THE WOODROW WILSON BRIDGE
A span for the ages
On May 30, 2008, the cursing and honking finally stopped. It was replaced by cheering, waving, and general jolliness—as the beleaguered and obsolete Woodrow Wilson Bridge was finally replaced with the new Woodrow Wilson Bridge.
Designed in 1956, the span was—and remains—one of only a handful of drawbridges in the interstate highway system. Originally designed to handle 75,000 vehicles a day, the old six-lane structure was handling 200,000 vehicles a day by 1999 and opening nearly 260 times a year.
After much debate, the solution was determined to be doubling the size of the span to twin, six-lane bridges, each including double-leaf bascule spans over the principal navigation channel. At their apex, the new bridges would allow 70 feet of vertical navigation clearance—20 feet higher than the previous bridge—requiring far fewer openings.
Construction of the bridge began with dredging approximately 340,000 cubic yards of material from the riverbed. Foundations for the new bridges would include steel pipe piles and 24-square-foot pre-stressed concrete piles, with larger steel pipe piles as much as 200 feet long.

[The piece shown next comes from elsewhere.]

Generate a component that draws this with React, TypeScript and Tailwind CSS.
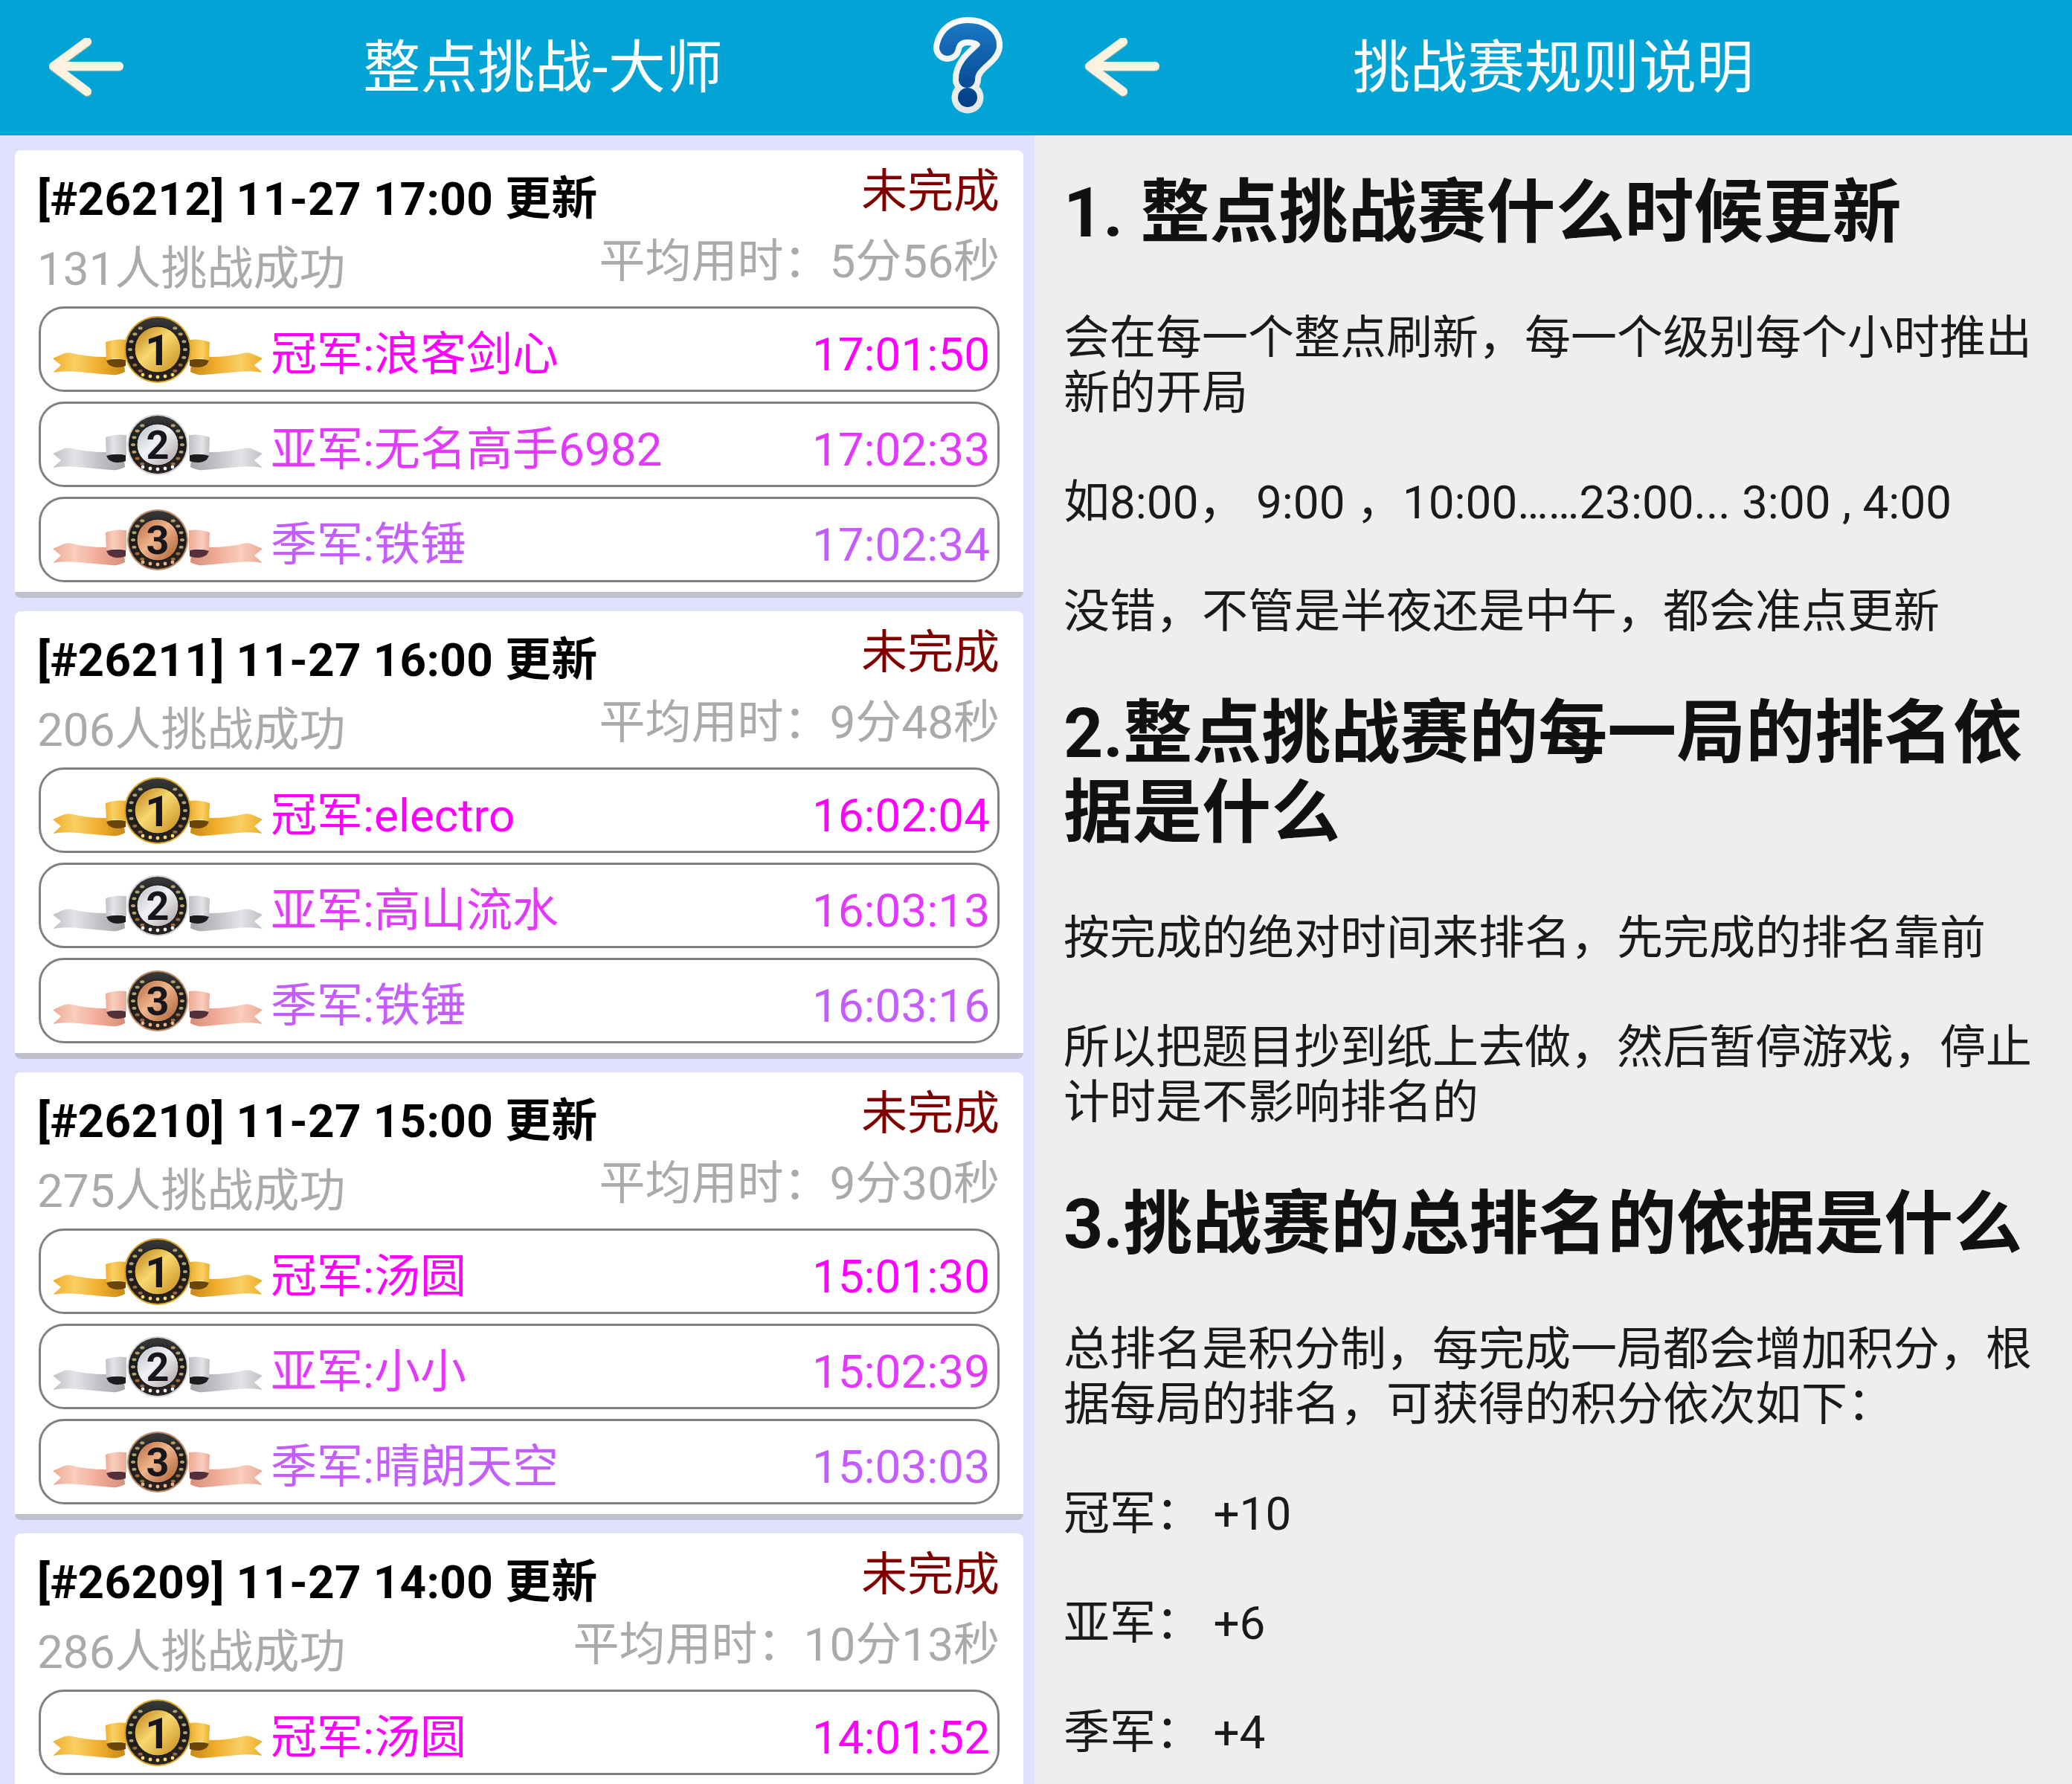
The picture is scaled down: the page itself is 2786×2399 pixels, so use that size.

Construction continued with the installation of pre-stressed segmental concrete V-piers, steel box girders, concrete deck, operator’s house, machinery, electrical controls, and the installation of eight massive bascule leaves, each with a deck encompassing at least 11,800 square feet (1,096 m3).
The cheering continued when the Woodrow Wilson Bridge Project was named the winner of the American Society of Civil Engineers’ 2008 Outstanding Civil Engineering Achievement Award.